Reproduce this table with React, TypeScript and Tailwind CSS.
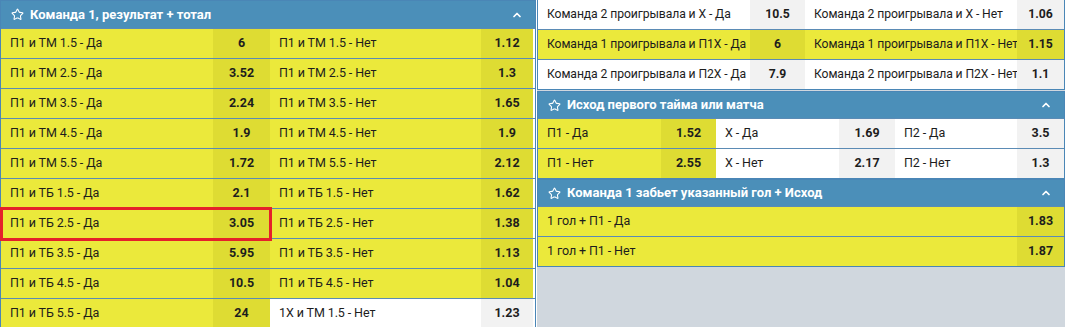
import { Star, ChevronUp } from 'lucide-react'

type Pair = [string, string]

const leftRows: [Pair, Pair, boolean][] = [
  [['П1 и ТМ 1.5 - Да', '6'], ['П1 и ТМ 1.5 - Нет', '1.12'], true],
  [['П1 и ТМ 2.5 - Да', '3.52'], ['П1 и ТМ 2.5 - Нет', '1.3'], true],
  [['П1 и ТМ 3.5 - Да', '2.24'], ['П1 и ТМ 3.5 - Нет', '1.65'], true],
  [['П1 и ТМ 4.5 - Да', '1.9'], ['П1 и ТМ 4.5 - Нет', '1.9'], true],
  [['П1 и ТМ 5.5 - Да', '1.72'], ['П1 и ТМ 5.5 - Нет', '2.12'], true],
  [['П1 и ТБ 1.5 - Да', '2.1'], ['П1 и ТБ 1.5 - Нет', '1.62'], true],
  [['П1 и ТБ 2.5 - Да', '3.05'], ['П1 и ТБ 2.5 - Нет', '1.38'], true],
  [['П1 и ТБ 3.5 - Да', '5.95'], ['П1 и ТБ 3.5 - Нет', '1.13'], true],
  [['П1 и ТБ 4.5 - Да', '10.5'], ['П1 и ТБ 4.5 - Нет', '1.04'], true],
  [['П1 и ТБ 5.5 - Да', '24'], ['1Х и ТМ 1.5 - Нет', '1.23'], false],
]

const lostRows: [Pair, Pair, boolean][] = [
  [['Команда 2 проигрывала и Х - Да', '10.5'], ['Команда 2 проигрывала и Х - Нет', '1.06'], false],
  [['Команда 1 проигрывала и П1Х - Да', '6'], ['Команда 1 проигрывала и П1Х - Нет', '1.15'], true],
  [['Команда 2 проигрывала и П2Х - Да', '7.9'], ['Команда 2 проигрывала и П2Х - Нет', '1.1'], false],
]

const Y_LABEL = 'bg-[#ebe93b]'
const Y_ODDS = 'bg-[#dedc33]'
const W_LABEL = 'bg-white'
const W_ODDS = 'bg-[#f2f2f2]'

function Cell({ label, odds, hl }: { label: string; odds: string; hl: boolean }) {
  return (
    <>
      <div className={`flex items-center pl-[9px] whitespace-nowrap tracking-[-0.1px] ${hl ? Y_LABEL : W_LABEL}`}>{label}</div>
      <div className={`flex items-center justify-center font-bold ${hl ? Y_ODDS : W_ODDS}`}>{odds}</div>
    </>
  )
}

function Header({ title, h }: { title: string; h: string }) {
  return (
    <div className={`flex items-center bg-[#4b8fb9] text-white ${h}`}>
      <Star className="ml-[10px] w-[13px] h-[13px]" strokeWidth={2} />
      <span className="ml-[6px] font-bold text-[13px]">{title}</span>
      <ChevronUp className="ml-auto mr-[12px] w-[12px] h-[12px]" strokeWidth={3.5} />
    </div>
  )
}

export default function App() {
  return (
    <div className="flex w-[1076px] h-[327px] overflow-hidden bg-white text-[12.5px] text-[#1d1d1d] font-['Roboto',sans-serif]">
      {/* left market */}
      <div className="w-[536px] shrink-0 border border-[#4a86b6] self-start">
        <Header title="Команда 1, результат + тотал" h="h-[27px]" />
        {leftRows.map(([a, b, hlB], i) => (
          <div key={i} className="relative grid grid-cols-[212px_57px_211px_52px] h-[30px] border-t border-[#5b8bb5]">
            <Cell label={a[0]} odds={a[1]} hl />
            <Cell label={b[0]} odds={b[1]} hl={hlB} />
            {i === 6 && (
              <span className="absolute z-10 -left-[1px] -top-[2px] w-[272px] h-[34px] border-[3px] border-[#e5212a]" />
            )}
          </div>
        ))}
      </div>

      <div className="w-[1px] shrink-0" />

      {/* right column */}
      <div className="w-[528px] shrink-0 bg-[#d0d7de] flex flex-col">
        <div className="border-x border-b border-[#4a86b6] bg-white text-[12.2px]">
          {lostRows.map(([a, b, hl], i) => (
            <div
              key={i}
              className={`grid grid-cols-[212px_55px_212px_47px] ${i === 0 ? 'h-[29px]' : 'h-[30px] border-t border-[#5b8bb5]'}`}
            >
              <Cell label={a[0]} odds={a[1]} hl={hl} />
              <Cell label={b[0]} odds={b[1]} hl={hl} />
            </div>
          ))}
        </div>

        <div className="mt-[1px] border border-[#4a86b6] bg-white">
          <Header title="Исход первого тайма или матча" h="h-[26px]" />
          {[
            ['П1 - Да', '1.52', 'Х - Да', '1.69', 'П2 - Да', '3.5'],
            ['П1 - Нет', '2.55', 'Х - Нет', '2.17', 'П2 - Нет', '1.3'],
          ].map((r, i) => (
            <div key={i} className="grid grid-cols-[123px_55px_123px_56px_122px_47px] h-[30px] border-t border-[#5b8bb5]">
              <Cell label={r[0]} odds={r[1]} hl />
              <Cell label={r[2]} odds={r[3]} hl={false} />
              <Cell label={r[4]} odds={r[5]} hl={false} />
            </div>
          ))}
        </div>

        <div className="border border-[#4a86b6] bg-white">
          <Header title="Команда 1 забьет указанный гол + Исход" h="h-[26px]" />
          {[
            ['1 гол + П1 - Да', '1.83'],
            ['1 гол + П1 - Нет', '1.87'],
          ].map((r, i) => (
            <div key={i} className="grid grid-cols-[479px_47px] h-[30px] border-t border-[#5b8bb5]">
              <Cell label={r[0]} odds={r[1]} hl />
            </div>
          ))}
        </div>
      </div>
    </div>
  )
}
────────────────────────────────────────
- The request
From the first line above down to the line with "type Pair = [string, string]", reproduce every line and no others, omitting pictures.

- Written response
Reproduce this table with React, TypeScript and Tailwind CSS.
import { Star, ChevronUp } from 'lucide-react'

type Pair = [string, string]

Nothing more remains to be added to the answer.